Who Qualifies for Startup Business Loans?
Just as there are a variety of startup business financing options, a wide variety of young businesses can potentially be approved for them. Those who have more time in business will certainly have a better chance than a business with mere months or weeks under their belt, and a business with positive business credit history can stand out as well.
The king, however, is cash flow. Depending on the lender and loan type, a financial institution may be more willing to overlook short time in business if your cash flow is strong. Your industry type is important as well; certain industries, such as real estate, are known to be higher-risk and may get the side eye from lenders. Be sure that your NAICS code is correct, if the lender asks for it.
If your business isn’t in shape to qualify to borrow money, consider business grants. Grants are free money granted by certain organization or individual to promote a certain cause, much like a college scholarship. If you’re based in an underserved area or work in a niche industry, you might qualify for a grant.
As you review the state of your business and look over what type of financing you may need, it will become clear which financing options are more realistic for your business.
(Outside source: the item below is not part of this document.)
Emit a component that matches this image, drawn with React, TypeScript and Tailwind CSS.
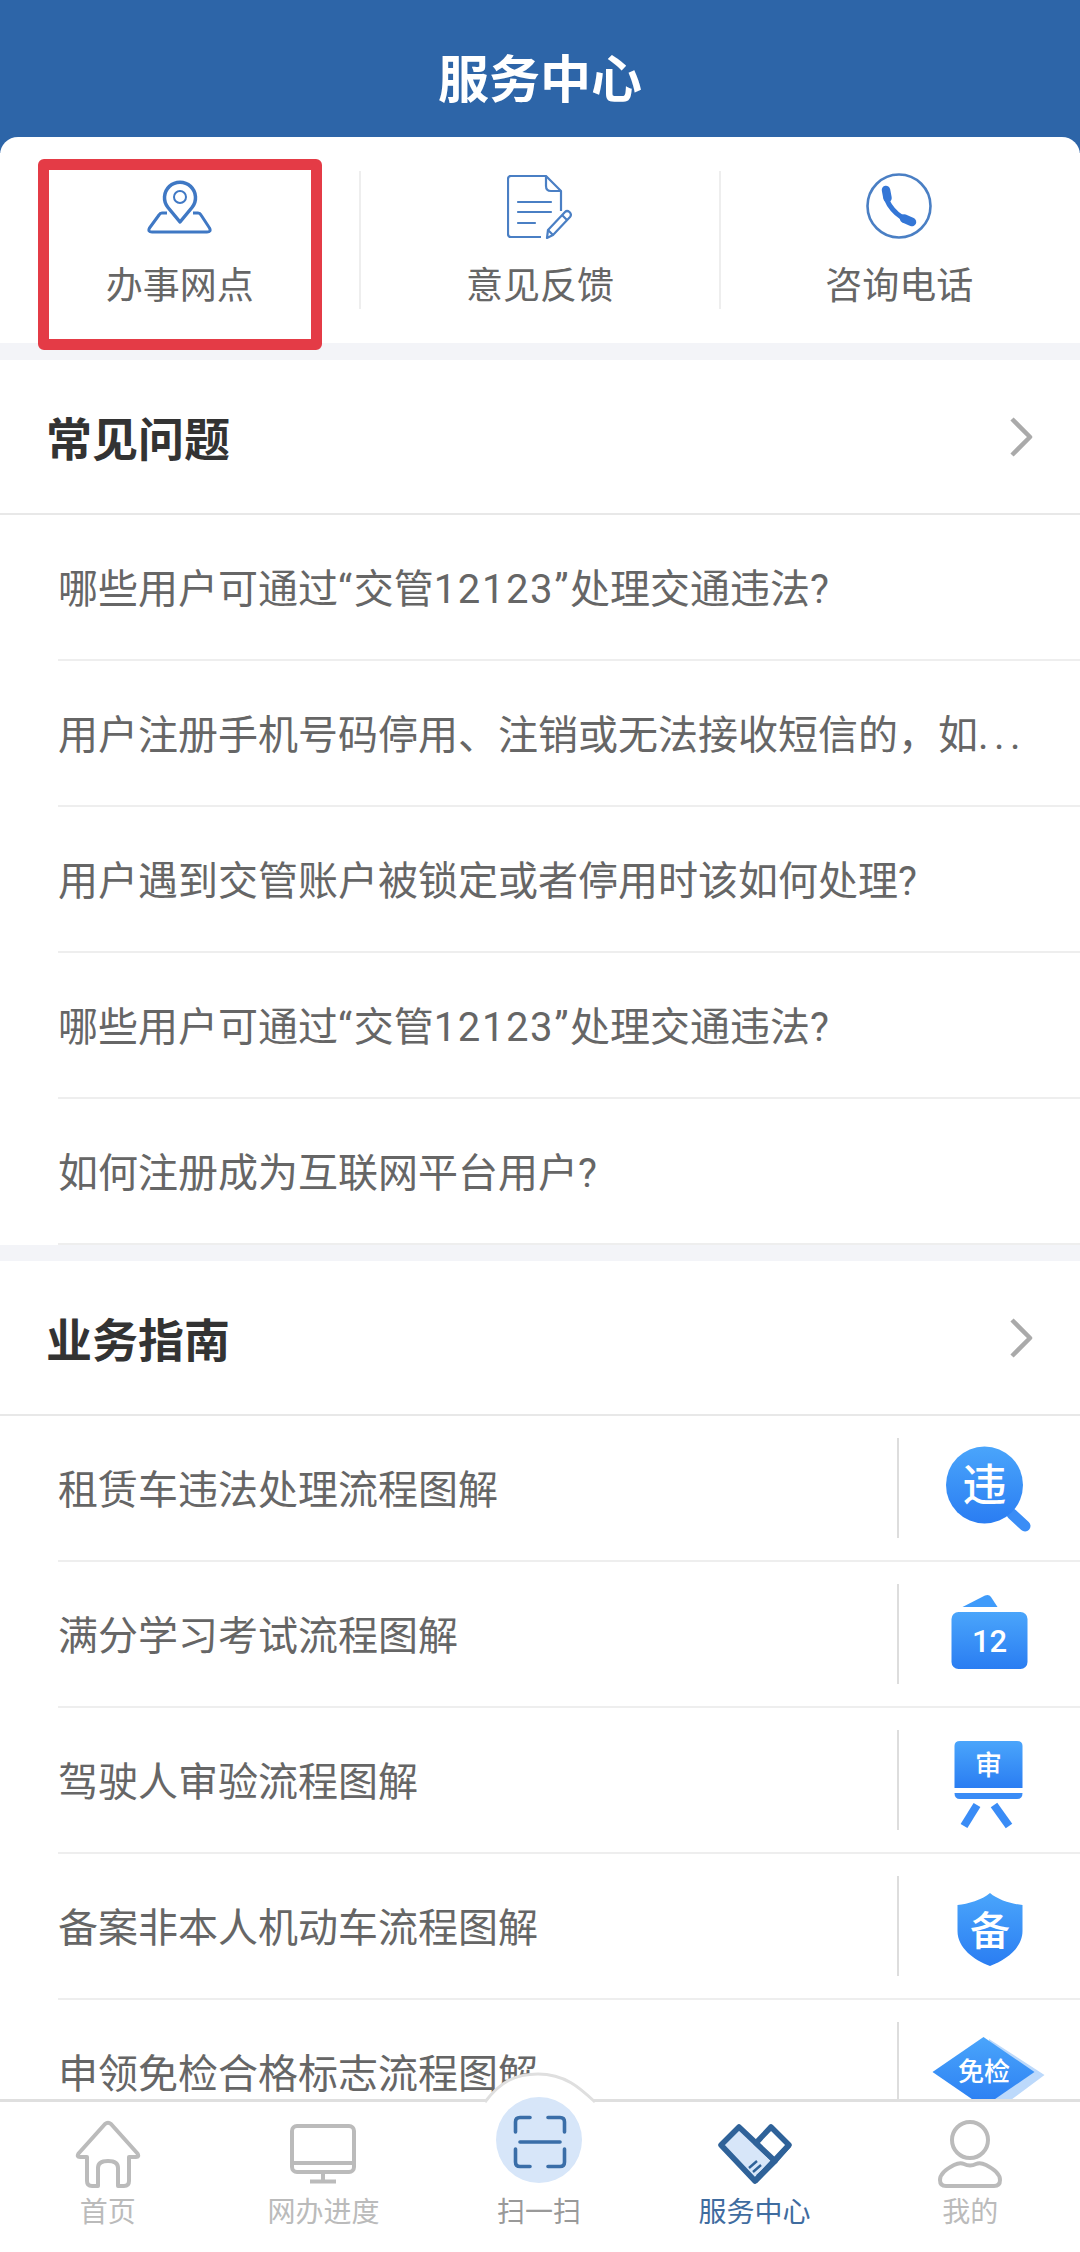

Continue to keep an eye on your business credit score, keep your business plan up-to-date, and adjust your budget and marketing strategies as necessary to keep your application looking tip-top.
Final Word: Startup Business Loans
Running a small business is difficult and expensive, and starting a business might be the toughest part for entrepreneurs. While it can be difficult to find a lender from whom to borrow, it’s not impossible to obtain a startup business loan.
Cash is king, both in running your business and when you’re looking to borrow money. The lender will look at your personal credit score, business credit score, and a number of factors when underwriting your startup business loan. Bad credit can sink your application, good credit can keep you in the game.
Don’t be afraid of alternative lending options. Nonprofit lenders offering microloan programs may be the right choice for your business, or a cash advance on your retirement account or home equity line may be a risk worth taking. Business credit cards are becoming more and more popular and can help build good business credit for your business, and could help bridge gaps in cash flow if absolutely necessary. Keeping tabs on what business grants are available can pay dividends, as well.
Whatever option you choose to pursue, be prepared and do your research and due diligence when you’re looking to borrow. Be realistic with your business and your ability to repay the loan, even if you’re approved for a high credit limit.
Above all, keep your motivation for starting the business in mind. It can be a rough process finding and being approved for a startup business loan, but the right motivation and the right business can push through it and get the job done.